À court terme, les expéditeurs se sont empressés de devancer les échéances tarifaires changeantes, ce qui a provoqué une forte augmentation du trafic de marchandises transfrontalier. Les volumes de fret ont augmenté de 25 % sur un an en janvier et de 58 % en février, selon la société de données sur le transport Loadlink Technologies.
«Nous l'avons également constaté lors de la première présidence Trump. L'activité avait connu une forte hausse avant l'imposition des droits de douane, puis ceux-ci ont frappé et nous avons plongé dans le chaos», a souligné M. Holmes.
Cependant, de nombreux économistes et la Banque du Canada prédisent une récession si des droits de douane drastiques entrent en vigueur cette année.
La promesse de négociations pour une «nouvelle relation économique et de sécurité», annoncée vendredi par le premier ministre Mark Carney après un entretien téléphonique avec le président Trump, offre un certain espoir de stabilité. Ces discussions, qui débuteront après les élections fédérales, selon M. Carney, pourraient prévenir de nouvelles menaces tarifaires.
Un mal déjà fait
Mais l'épée de Damoclès économique qui pèse sur le continent a déjà porté préjudice aux entreprises, indépendamment du maintien ou de l'entrée en vigueur des droits de douane, a rappelé M. Holmes.
«Le mal est fait par la menace même des droits de douane. Il ne s'agit pas de l'ampleur totale des dégâts ; chaque jour où nous maintenons nos relations commerciales ouvertes est un bon jour, a-t-il affirmé. Mais cela paralyse les décisions d'investissement, augmente les prix, entraîne déjà des pertes d'emplois et des annulations de contrats.»
TFI International, la plus grande entreprise de transport routier du pays, n'a pas été en mesure de fournir de prévisions financières pour l'année en raison de ce que son PDG a qualifié de situation «très floue». La semaine dernière, BRP a suspendu ses prévisions pour 2025 pour la même raison.
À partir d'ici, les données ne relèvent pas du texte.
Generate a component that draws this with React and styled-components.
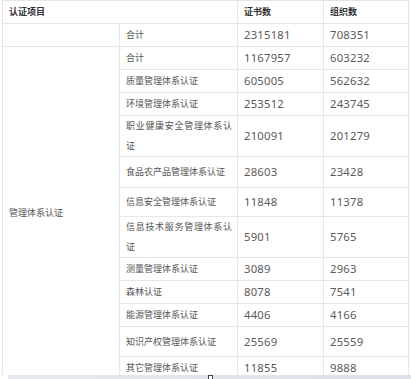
import React from "react";
import styled, { createGlobalStyle } from "styled-components";

const Global = createGlobalStyle`
  html, body { margin: 0; padding: 0; background: #fff; }
  body { font-family: "Noto Sans", "Noto Sans CJK SC", sans-serif; overflow: hidden; }
`;

const Page = styled.div`
  width: 411px;
  height: 379px;
  display: flex;
  flex-direction: column;
  overflow: hidden;
  position: relative;
`;

const Wrap = styled.div`
  padding-left: 2px;
  height: 375px;
  overflow: hidden;
`;

const Table = styled.table`
  border-collapse: collapse;
  table-layout: fixed;
  width: 406px;
  color: #555;
`;

const Row = styled.tr`
  height: ${(p) => p.$h}px;
`;

const Cell = styled.td`
  border: 1px solid #e6e6e6;
  padding: 0 5px 0 6px;
  vertical-align: middle;
  font-family: "Noto Sans CJK SC", sans-serif;
  font-size: 9px;
  line-height: 20px;
  text-align: justify;
  text-align-last: left;
  color: ${(p) => (p.$head ? "#333" : "#555")};
  font-weight: ${(p) => (p.$head ? 700 : 400)};
`;

const NumCell = styled(Cell)`
  font-family: "Noto Sans", sans-serif;
  font-size: 11.3px;
  letter-spacing: 0.2px;
  color: #5a5a5a;
`;

const Scrollbar = styled.div`
  height: 4px;
  margin-left: 8px;
  background: linear-gradient(to right, #e6eaef 0%, #dce1e7 100%);
  position: relative;
`;

const Thumb = styled.div`
  position: absolute;
  left: 200px;
  top: 0;
  width: 5px;
  height: 4px;
  border: 1px solid #444;
  border-bottom: none;
  box-sizing: border-box;
  background: #fff;
`;

const rows = [
  { name: "合计", a: "1167957", b: "603232", h: 23 },
  { name: "质量管理体系认证", a: "605005", b: "562632", h: 23 },
  { name: "环境管理体系认证", a: "253512", b: "243745", h: 23 },
  { name: "职业健康安全管理体系认证", a: "210091", b: "201279", h: 38 },
  { name: "食品农产品管理体系认证", a: "28603", b: "23428", h: 31 },
  { name: "信息安全管理体系认证", a: "11848", b: "11378", h: 29 },
  { name: "信息技术服务管理体系认证", a: "5901", b: "5765", h: 41 },
  { name: "测量管理体系认证", a: "3089", b: "2963", h: 23 },
  { name: "森林认证", a: "8078", b: "7541", h: 23 },
  { name: "能源管理体系认证", a: "4406", b: "4166", h: 23 },
  { name: "知识产权管理体系认证", a: "25569", b: "25559", h: 30 },
  { name: "其它管理体系认证", a: "11855", b: "9888", h: 22 },
];

export default function App() {
  return (
    <Page>
      <Global />
      <Wrap>
        <Table>
          <colgroup>
            <col style={{ width: 117 }} />
            <col style={{ width: 118 }} />
            <col style={{ width: 86 }} />
            <col style={{ width: 85 }} />
          </colgroup>
          <tbody>
            <Row $h={23}>
              <Cell $head colSpan={2}>认证项目</Cell>
              <Cell $head>证书数</Cell>
              <Cell $head>组织数</Cell>
            </Row>
            <Row $h={23}>
              <Cell></Cell>
              <Cell>合计</Cell>
              <NumCell>2315181</NumCell>
              <NumCell>708351</NumCell>
            </Row>
            {rows.map((r, i) => (
              <Row $h={r.h} key={r.name + i}>
                {i === 0 && <Cell rowSpan={rows.length}>管理体系认证</Cell>}
                <Cell>{r.name}</Cell>
                <NumCell>{r.a}</NumCell>
                <NumCell>{r.b}</NumCell>
              </Row>
            ))}
          </tbody>
        </Table>
      </Wrap>
      <Scrollbar>
        <Thumb />
      </Scrollbar>
    </Page>
  );
}
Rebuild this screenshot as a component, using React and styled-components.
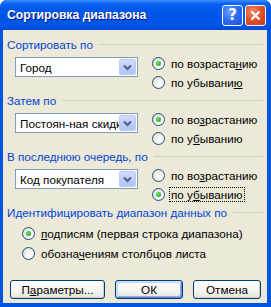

Le fabricant de Ski-Doo produit la plupart de ses véhicules récréatifs motorisés au Mexique et au Canada, mais tire l'essentiel de ses revenus des États-Unis, où ils sont importés.
La méfiance suscitée par les menaces de Donald Trump et la question de savoir s'il les mettra à exécution ouvre la voie à des turbulences économiques à court terme, a déclaré Preetika Joshi, professeure adjointe à la Faculté de gestion Desautels de l'Université McGill.
«Il a été démontré à maintes reprises qu'on ne peut vraiment pas se fier à ses paroles, a-t-elle avancé. Peut-être que tout ira bien dans quatre ans, mais je pense que le chemin sera semé d'embûches. Il faut simplement attacher nos ceintures et, honnêtement, personne ne sait vraiment ce que les prochaines semaines, voire les prochains mois, nous réservent.»